LA QUINTA, Calif. — Rory McIlroy sure didn’t feel like the PGA Tour player of the year when he arrived at Kiawah Island for the final major of the year. He had missed three cuts, had not contended in a major and had only one win.
The last two months changed everything.
McIlroy was announced Tuesday as player of the year, and while the tour does not disclose the vote of its players, this was the equivalent of a tap-in. McIlroy wound up with four wins, including his eight-shot victory in the PGA Championship, and made a clean sweep of the biggest awards by winning the money title and having the lowest adjusted scoring average.
“It’s just a great way to end what has been a great year, my best season so far,” McIlroy said.
The 23-year-old from Northern Ireland became the youngest player to win PGA Tour player of the year since Tiger Woods at age 21 in 1997. He also was the third European to win in the last five years, joining Padraig Harrington on Ireland in 2008 and Luke Donald of England last year.
John Huh, who earned his card through Q-school, was voted PGA Tour rookie of the year in another race that was easy to predict. Huh won an opposite-field event in Mexico, but perhaps his greater achievement was becoming the only rookie to make it to the Tour Championship, a measure of good play all year. That gets Huh into the Masters next year for the first time.
He beat out Jonas Blixt and Charlie Beljan, who won in the Fall Series, Greenbrier winner Ted Potter Jr. and Bud Cauley, the only rookie who didn’t win this year.
Also on the ballot for player of the year were Tiger Woods with three wins, Jason Dufner and his two wins in the spring, Masters champion Bubba Watson and Brandt Snedeker, whose second win this year at the Tour Championship allowed him to capture the FedEx Cup.
None compared with McIlroy, who pulled away from every over the final two months of the season.
After his eight-shot win at Kiawah, he won the Deutsche Bank Championship after a duel with Louis Oosthuizen, and then won the next playoff event in the BMW Championship at Crooked Stick against a leaderboard that included Phil Mickelson, Lee Westwood, Adam Scott, Dustin Johnson and Woods.
McIlroy’s other win came earlier in the year, when he held off Woods to win the Honda Classic and go to No. 1 in the world for the first time. McIlroy went to No. 1 three more times during an inconsistent summer until he established himself as the best in golf at the PGA Championship.
“I think everyone knows that my game wasn’t where I wanted it to be through the start of the summer and leading up to the PGA,” McIlroy said on a conference call.

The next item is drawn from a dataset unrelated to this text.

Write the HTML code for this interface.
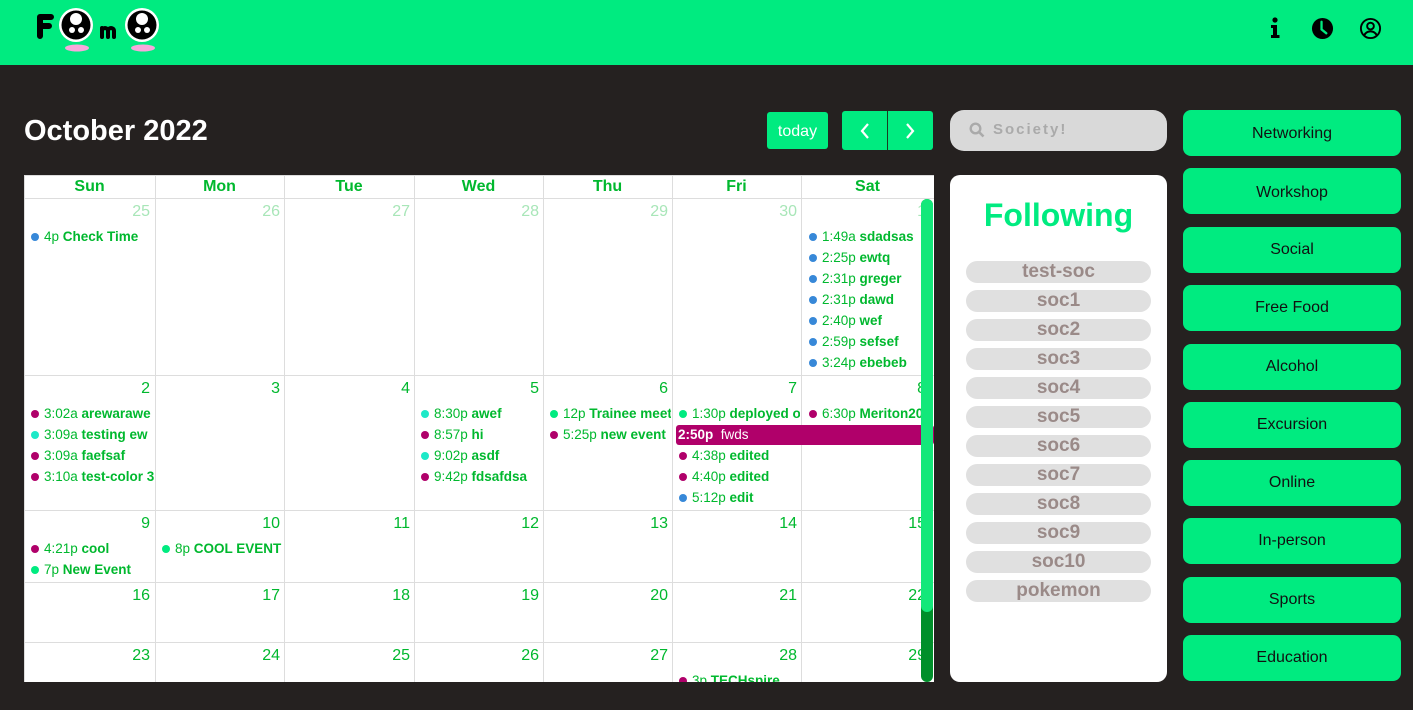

He tied for fifth at Firestone the week before the final major to gain a little more confidence, though he said his expectations were lower than usual for a major considering his summer doldrums. He turned a two-shot deficit into an eight-shot win with a 67-66 weekend at Kiawah, and off he went.
“I didn’t want to let this opportunity pass me because it was a great opportunity to win my second major,” McIlroy said. “And from that I gained a lot of confidence, knowing that I could win my second major. And I went on from there.”
PGA Tour commissioner Tim Finchem, who introduced McIlroy, was as impressed with his behavior off the course as his skill level inside the ropes.
“He has handled himself in terrific fashion,” Finchem said. “He has been very direct with the media and entertaining to the fans inside and outside the ropes. He is at a very young age already making a very solid contribution to what is the most important asset of the PGA Tour, and that is the image of its players. For that, I thank him.”
The one question McIlroy has fielded since closing out his year with a win in Dubai — giving him money titles on the PGA Tour and European Tour — is what he will do for an encore. He is about to change equipment from Titleist to Nike. McIlroy starts his season Jan. 17 in Abu Dhabi against a strong field.
“What would be a success next season compared to this one? I guess it’s just trying to become a better golfer, maybe add more variety to my game,” he said. “But you know, we’re judged on wins, ultimately. … I won my first major in ’11, I backed it up this season with another one, and I’d love to go into ’13 with that same goal of trying to win another major.
“I think really what was disappointing this year for me — if there was a disappointment — that I was only in contention once in the majors, and luckily I was able to win it,” he said. “But next year I’d love to be in contention in all four of them.”
McIlroy has never played at three of the four majors in the rotation next year — Merion, Muirfield or Oak Hill.